A look at the past three recessions

Economists are warning the U.S. might be headed toward a recession after the stock market plunged into bear market territory this week and inflation hit a 40-year high last month.

A recession is defined as a significant decline in economic activity across the economy, usually for more than a few months. A recession stretches from the time the economy hits its apex to when it bottoms out, with the path from “trough” to “peak” called an expansion, or a normal state of the economy.

The U.S. has experienced 13 serious recessions in the past 75 years, and the average recession in that period lasted 11 months, according to the Congressional Research Service and Bureau of Economic Analysis.

Here’s a look at the last three recessions in the U.S.

2020

The 2020 recession was short-lived, occurring for just two months from February to April, making it the shortest recession in modern U.S. history.

When the coronavirus led to mass layoffs and shutdowns in the U.S., unemployment skyrocketed and the economy briefly entered the doldrums.

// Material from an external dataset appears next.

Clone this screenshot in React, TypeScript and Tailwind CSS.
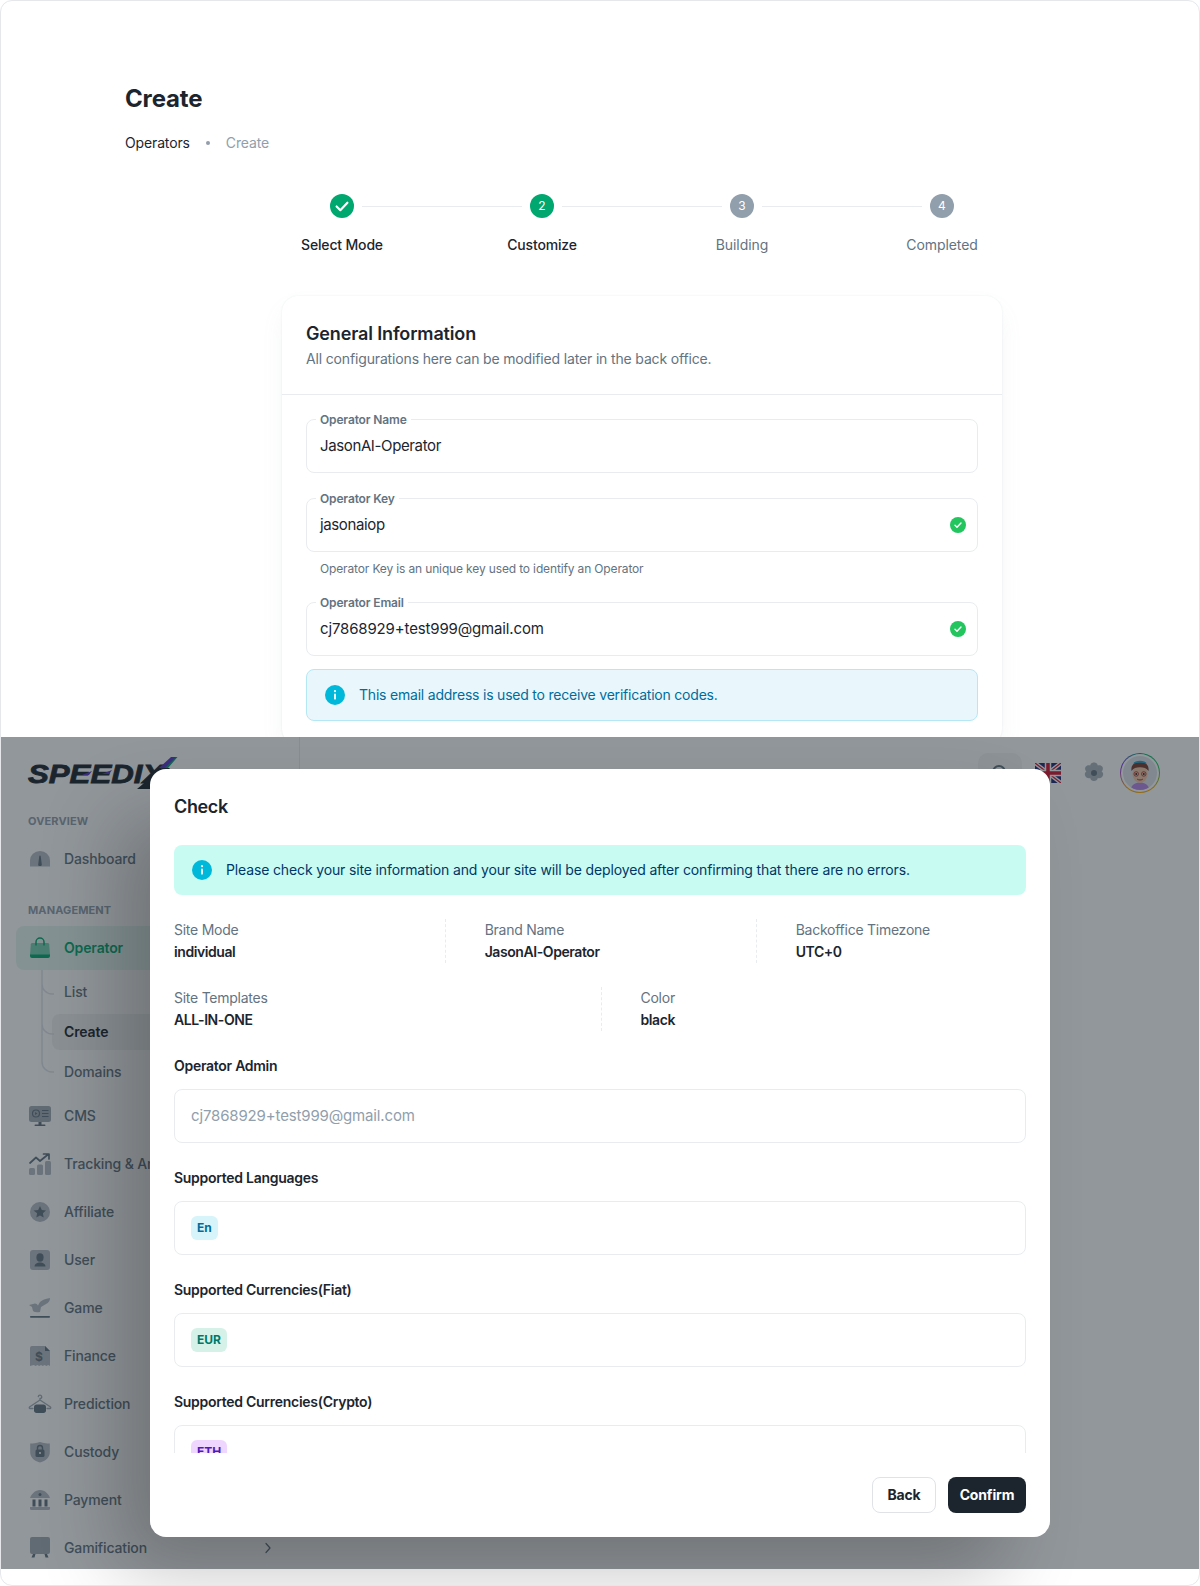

More than 21 million Americans lost their jobs from March to April 2020, and in the second quarter of 2020, the economy shrank by an annualized rate of more than 33 percent.

But there was nothing “fundamentally wrong” with the economy, as Federal Reserve Chairman Jerome Powell put it in March of that year. After adjusting to new health policies, Americans went back to work and the economy swiftly recovered.

A panel organized by the National Bureau of Economic Research, a private nonprofit, said last year that the 2020 “downturn had different characteristics and dynamics than prior recessions.”

“Nonetheless, the committee concluded that the unprecedented magnitude of the decline in employment and production, and its broad reach across the entire economy, warranted the designation of this episode as a recession, even though the downturn was briefer than earlier contractions,” it added.

2007-2009

The Great Recession was one of the most fearsome economic downturns in American history, along with the Great Depression in the 1930s.

The recession began in late 2007 and early 2008 after the housing market collapsed. Banking and investment firms, which had not been heavily regulated at the time, made predatory and toxic loans, including high-risk, mortgage-backed securities, or home and real estate bonds pooled together.

When the banking system failed — and the housing market bubbled and then bust — financial credit used by customers and businesses also flopped.

From late 2007 to mid-2009, nearly 8.7 million jobs were lost, according to the U.S. Bureau of Labor Statistics (BLS), and a quarter of all American households lost 75 percent of their wealth, while more than half of all families lost at least 25 percent of their wealth.

After the Great Recession ended in June 2009, the U.S. economy hit the longest-running upward swing in history.

2001

The first recession in the 21st century followed steady economic growth in the 1990s. It stretched from March 2001 to November 2001.

The recession was triggered by the burst of the dotcom bubble, when investors poured too much money into early Internet-based companies, overvaluing the actual worth of the sector.

Another factor was the 9/11 attack on the Twin Towers in New York City, which had a lasting impact on the tourism industry.

The 2001 recession is considered to have been relatively mild, although more than 1.3 million people lost their jobs, according to the BLS.